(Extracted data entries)

==========

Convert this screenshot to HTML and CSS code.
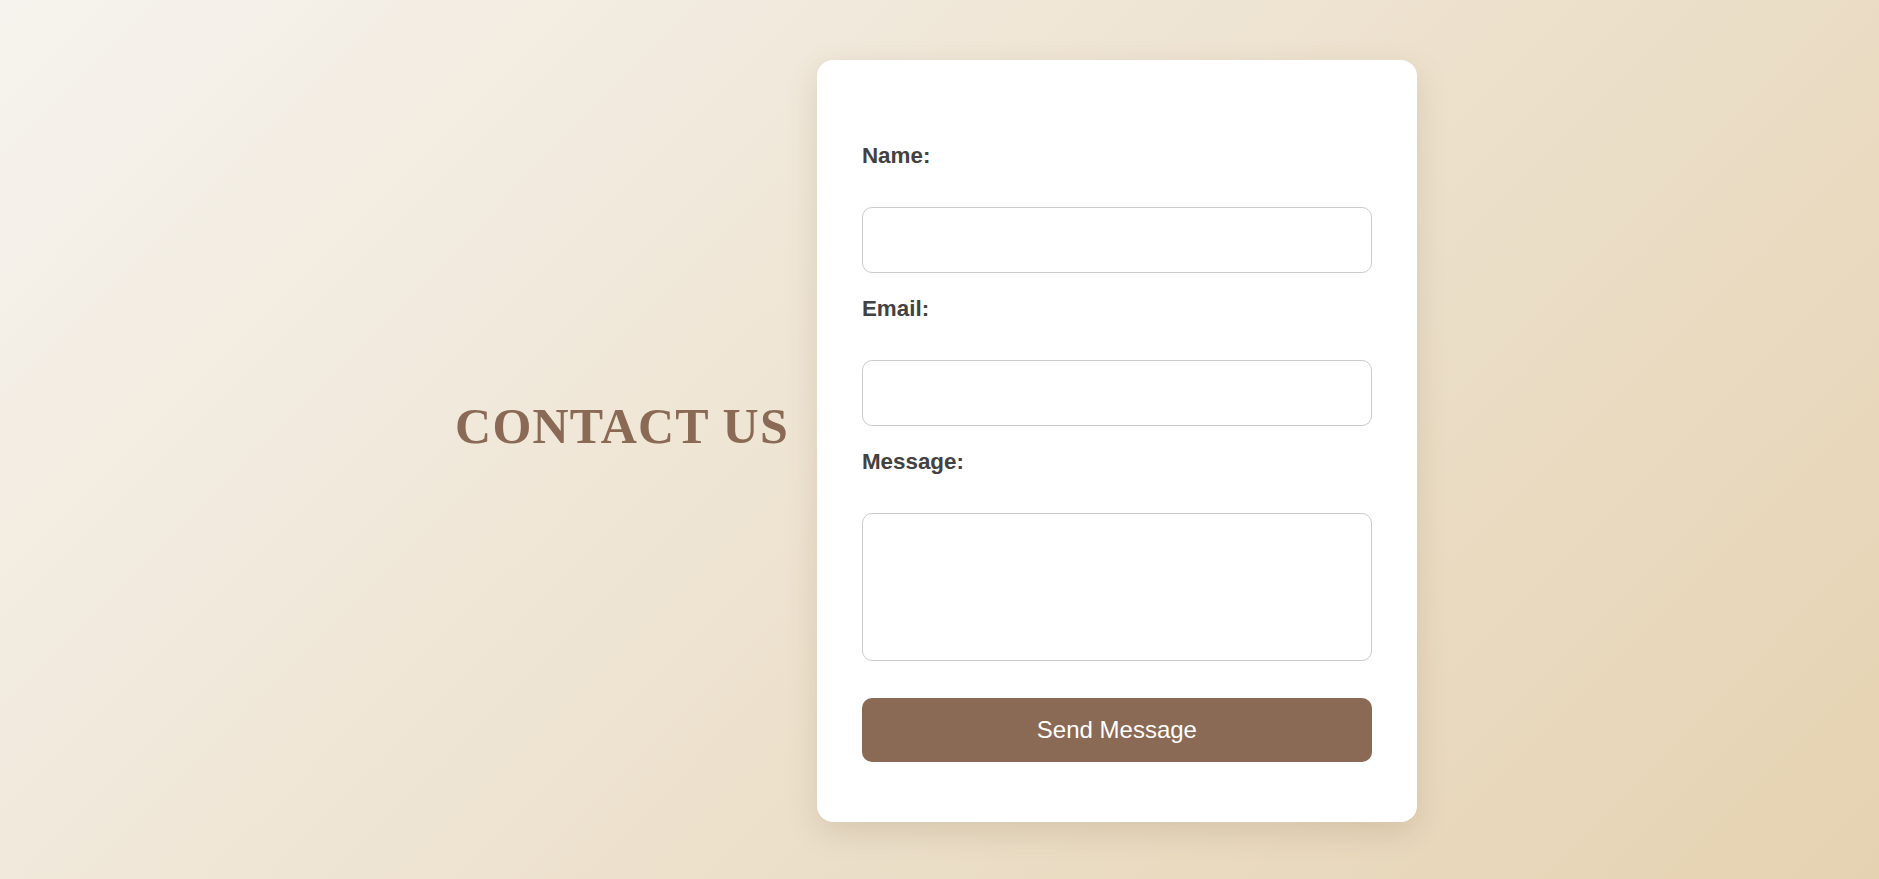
FILE: index.html
```html
<!DOCTYPE html>
<html lang="en">
<head>
<meta charset="utf-8">
<title>Contact Us</title>
<link rel="stylesheet" href="styles.css">
</head>
<body>
<main class="page">
  <h1 class="title">CONTACT US</h1>
  <form class="card">
    <div class="group">
      <label class="label" for="name">Name:</label>
      <input class="field" id="name" type="text">
    </div>
    <div class="group">
      <label class="label" for="email">Email:</label>
      <input class="field" id="email" type="email">
    </div>
    <div class="group">
      <label class="label" for="message">Message:</label>
      <textarea class="field area" id="message"></textarea>
    </div>
    <button class="send" type="button">Send Message</button>
  </form>
</main>
</body>
</html>
```

FILE: styles.css
```css
* { box-sizing: border-box; }
html, body { margin: 0; height: 100%; }
body {
  background: linear-gradient(135deg, #f6f3ee 0%, #e5d2b1 100%);
  font-family: "Liberation Sans", Arial, sans-serif;
  overflow: hidden;
}
.page {
  height: 879px;
  padding: 3px 7px 0 0;
  display: flex;
  justify-content: center;
  align-items: center;
  gap: 28px;
}
.title {
  margin: 0 0 31px 0;
  font-family: "Liberation Serif", "Times New Roman", serif;
  font-weight: 700;
  font-size: 50px;
  letter-spacing: 1.2px;
  color: #8b6a55;
  line-height: normal;
}
.card {
  width: 600px;
  background: #fff;
  border-radius: 16px;
  padding: 83px 45px 60px;
  box-shadow: 0 10px 30px rgba(120, 95, 60, 0.18);
  display: flex;
  flex-direction: column;
}
.group {
  display: flex;
  flex-direction: column;
  margin-bottom: 23px;
}
.group:last-of-type { margin-bottom: 37px; }
.label {
  display: block;
  font-size: 22.4px;
  line-height: 26px;
  font-weight: 700;
  color: #424242;
  margin-bottom: 38px;
}
.field {
  display: block;
  width: 100%;
  height: 66px;
  border: 1px solid #cccccc;
  border-radius: 10px;
  background: #fff;
  padding: 12px 16px;
  font-family: inherit;
  font-size: 18px;
  outline: none;
}
.area {
  height: 148px;
  resize: none;
}
.send {
  width: 100%;
  height: 64px;
  border: none;
  border-radius: 10px;
  background: #8b6a55;
  color: #fff;
  font-family: "Liberation Sans", Arial, sans-serif;
  font-size: 24px;
  cursor: pointer;
}
```
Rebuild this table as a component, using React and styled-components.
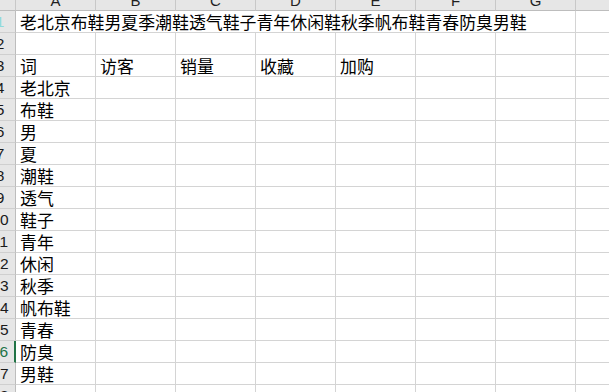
import React from 'react';
import styled, { createGlobalStyle } from 'styled-components';

const GlobalStyle = createGlobalStyle`
  html, body {
    margin: 0;
    padding: 0;
    background: #ffffff;
    overflow: hidden;
  }
`;

const Viewport = styled.div`
  width: 609px;
  height: 392px;
  overflow: hidden;
`;

const Sheet = styled.div`
  display: grid;
  grid-template-columns: 31px repeat(8, 80px);
  grid-template-rows: 21px repeat(18, 22px);
  margin: -10px 0 0 -15px;
  width: max-content;
`;

const ColHead = styled.div`
  box-sizing: border-box;
  background: #e6e6e6;
  border-right: 1px solid #c8c8c8;
  border-bottom: 1px solid #bdbdbd;
  display: flex;
  align-items: center;
  justify-content: center;
  font-family: "Liberation Sans", Arial, sans-serif;
  font-size: 15px;
  color: #1f1f1f;
`;

const RowHead = styled.div`
  box-sizing: border-box;
  background: #e6e6e6;
  border-right: ${({ $active }) => ($active ? '2px solid #217346' : '1px solid #bdbdbd')};
  border-bottom: 1px solid #cfcfcf;
  display: flex;
  align-items: center;
  justify-content: center;
  font-family: "Liberation Sans", Arial, sans-serif;
  font-size: 15.5px;
  color: ${({ $active, $tint }) => ($active ? '#217346' : $tint ? '#8fdada' : '#1a1a1a')};
`;

const Cell = styled.div`
  box-sizing: border-box;
  grid-column: ${({ $span }) => ($span ? `span ${$span}` : 'auto')};
  border-right: 1px solid #d4d4d4;
  border-bottom: 1px solid #d4d4d4;
  padding-left: 4px;
  font-family: "Noto Sans CJK SC", "Noto Sans", sans-serif;
  font-size: 16.9px;
  line-height: 21px;
  color: #000000;
  white-space: nowrap;
  overflow: hidden;
`;

const columns = ['A', 'B', 'C', 'D', 'E', 'F', 'G', 'H'];

const words = ['老北京', '布鞋', '男', '夏', '潮鞋', '透气', '鞋子', '青年', '休闲', '秋季', '帆布鞋', '青春', '防臭', '男鞋'];

const rows = [
  ['词', '访客', '销量', '收藏', '加购'],
  ...words.map((w) => [w]),
];

export default function App() {
  return (
    <Viewport>
      <GlobalStyle />
      <Sheet>
        <ColHead />
        {columns.map((c) => (
          <ColHead key={c}>{c}</ColHead>
        ))}

        <RowHead $tint>1</RowHead>
        <Cell $span={7}>老北京布鞋男夏季潮鞋透气鞋子青年休闲鞋秋季帆布鞋青春防臭男鞋</Cell>
        <Cell />

        <RowHead>2</RowHead>
        {columns.map((c) => (
          <Cell key={c} />
        ))}

        {rows.map((r, i) => {
          const n = i + 3;
          return (
            <React.Fragment key={n}>
              <RowHead $active={n === 16}>{n}</RowHead>
              {columns.map((c, j) => (
                <Cell key={c}>{r[j] || ''}</Cell>
              ))}
            </React.Fragment>
          );
        })}

        <RowHead>18</RowHead>
        {columns.map((c) => (
          <Cell key={c} />
        ))}
      </Sheet>
    </Viewport>
  );
}
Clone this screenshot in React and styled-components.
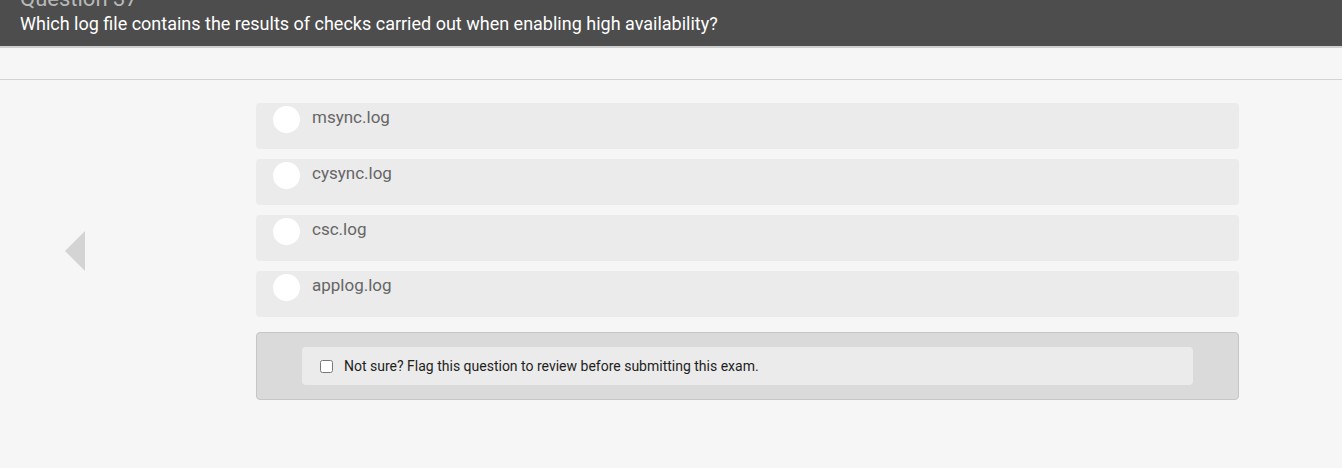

==========

Description of the task: Print all the records again exactly; do not include any picture.

Solution below:
Convert this screenshot to HTML and CSS code.
FILE: index.html
```html
<!DOCTYPE html>
<html lang="en">
<head>
<meta charset="utf-8">
<title>Contact Us</title>
<link rel="stylesheet" href="styles.css">
</head>
<body>
<main class="page">
  <h1 class="title">CONTACT US</h1>
  <form class="card">
    <div class="group">
      <label class="label" for="name">Name:</label>
      <input class="field" id="name" type="text">
    </div>
    <div class="group">
      <label class="label" for="email">Email:</label>
      <input class="field" id="email" type="email">
    </div>
    <div class="group">
      <label class="label" for="message">Message:</label>
      <textarea class="field area" id="message"></textarea>
    </div>
    <button class="send" type="button">Send Message</button>
  </form>
</main>
</body>
</html>
```

FILE: styles.css
```css
* { box-sizing: border-box; }
html, body { margin: 0; height: 100%; }
body {
  background: linear-gradient(135deg, #f6f3ee 0%, #e5d2b1 100%);
  font-family: "Liberation Sans", Arial, sans-serif;
  overflow: hidden;
}
.page {
  height: 879px;
  padding: 3px 7px 0 0;
  display: flex;
  justify-content: center;
  align-items: center;
  gap: 28px;
}
.title {
  margin: 0 0 31px 0;
  font-family: "Liberation Serif", "Times New Roman", serif;
  font-weight: 700;
  font-size: 50px;
  letter-spacing: 1.2px;
  color: #8b6a55;
  line-height: normal;
}
.card {
  width: 600px;
  background: #fff;
  border-radius: 16px;
  padding: 83px 45px 60px;
  box-shadow: 0 10px 30px rgba(120, 95, 60, 0.18);
  display: flex;
  flex-direction: column;
}
.group {
  display: flex;
  flex-direction: column;
  margin-bottom: 23px;
}
.group:last-of-type { margin-bottom: 37px; }
.label {
  display: block;
  font-size: 22.4px;
  line-height: 26px;
  font-weight: 700;
  color: #424242;
  margin-bottom: 38px;
}
.field {
  display: block;
  width: 100%;
  height: 66px;
  border: 1px solid #cccccc;
  border-radius: 10px;
  background: #fff;
  padding: 12px 16px;
  font-family: inherit;
  font-size: 18px;
  outline: none;
}
.area {
  height: 148px;
  resize: none;
}
.send {
  width: 100%;
  height: 64px;
  border: none;
  border-radius: 10px;
  background: #8b6a55;
  color: #fff;
  font-family: "Liberation Sans", Arial, sans-serif;
  font-size: 24px;
  cursor: pointer;
}
```
Rebuild this table as a component, using React and styled-components.
import React from 'react';
import styled, { createGlobalStyle } from 'styled-components';

const GlobalStyle = createGlobalStyle`
  html, body {
    margin: 0;
    padding: 0;
    background: #ffffff;
    overflow: hidden;
  }
`;

const Viewport = styled.div`
  width: 609px;
  height: 392px;
  overflow: hidden;
`;

const Sheet = styled.div`
  display: grid;
  grid-template-columns: 31px repeat(8, 80px);
  grid-template-rows: 21px repeat(18, 22px);
  margin: -10px 0 0 -15px;
  width: max-content;
`;

const ColHead = styled.div`
  box-sizing: border-box;
  background: #e6e6e6;
  border-right: 1px solid #c8c8c8;
  border-bottom: 1px solid #bdbdbd;
  display: flex;
  align-items: center;
  justify-content: center;
  font-family: "Liberation Sans", Arial, sans-serif;
  font-size: 15px;
  color: #1f1f1f;
`;

const RowHead = styled.div`
  box-sizing: border-box;
  background: #e6e6e6;
  border-right: ${({ $active }) => ($active ? '2px solid #217346' : '1px solid #bdbdbd')};
  border-bottom: 1px solid #cfcfcf;
  display: flex;
  align-items: center;
  justify-content: center;
  font-family: "Liberation Sans", Arial, sans-serif;
  font-size: 15.5px;
  color: ${({ $active, $tint }) => ($active ? '#217346' : $tint ? '#8fdada' : '#1a1a1a')};
`;

const Cell = styled.div`
  box-sizing: border-box;
  grid-column: ${({ $span }) => ($span ? `span ${$span}` : 'auto')};
  border-right: 1px solid #d4d4d4;
  border-bottom: 1px solid #d4d4d4;
  padding-left: 4px;
  font-family: "Noto Sans CJK SC", "Noto Sans", sans-serif;
  font-size: 16.9px;
  line-height: 21px;
  color: #000000;
  white-space: nowrap;
  overflow: hidden;
`;

const columns = ['A', 'B', 'C', 'D', 'E', 'F', 'G', 'H'];

const words = ['老北京', '布鞋', '男', '夏', '潮鞋', '透气', '鞋子', '青年', '休闲', '秋季', '帆布鞋', '青春', '防臭', '男鞋'];

const rows = [
  ['词', '访客', '销量', '收藏', '加购'],
  ...words.map((w) => [w]),
];

export default function App() {
  return (
    <Viewport>
      <GlobalStyle />
      <Sheet>
        <ColHead />
        {columns.map((c) => (
          <ColHead key={c}>{c}</ColHead>
        ))}

        <RowHead $tint>1</RowHead>
        <Cell $span={7}>老北京布鞋男夏季潮鞋透气鞋子青年休闲鞋秋季帆布鞋青春防臭男鞋</Cell>
        <Cell />

        <RowHead>2</RowHead>
        {columns.map((c) => (
          <Cell key={c} />
        ))}

        {rows.map((r, i) => {
          const n = i + 3;
          return (
            <React.Fragment key={n}>
              <RowHead $active={n === 16}>{n}</RowHead>
              {columns.map((c, j) => (
                <Cell key={c}>{r[j] || ''}</Cell>
              ))}
            </React.Fragment>
          );
        })}

        <RowHead>18</RowHead>
        {columns.map((c) => (
          <Cell key={c} />
        ))}
      </Sheet>
    </Viewport>
  );
}
Clone this screenshot in React and styled-components.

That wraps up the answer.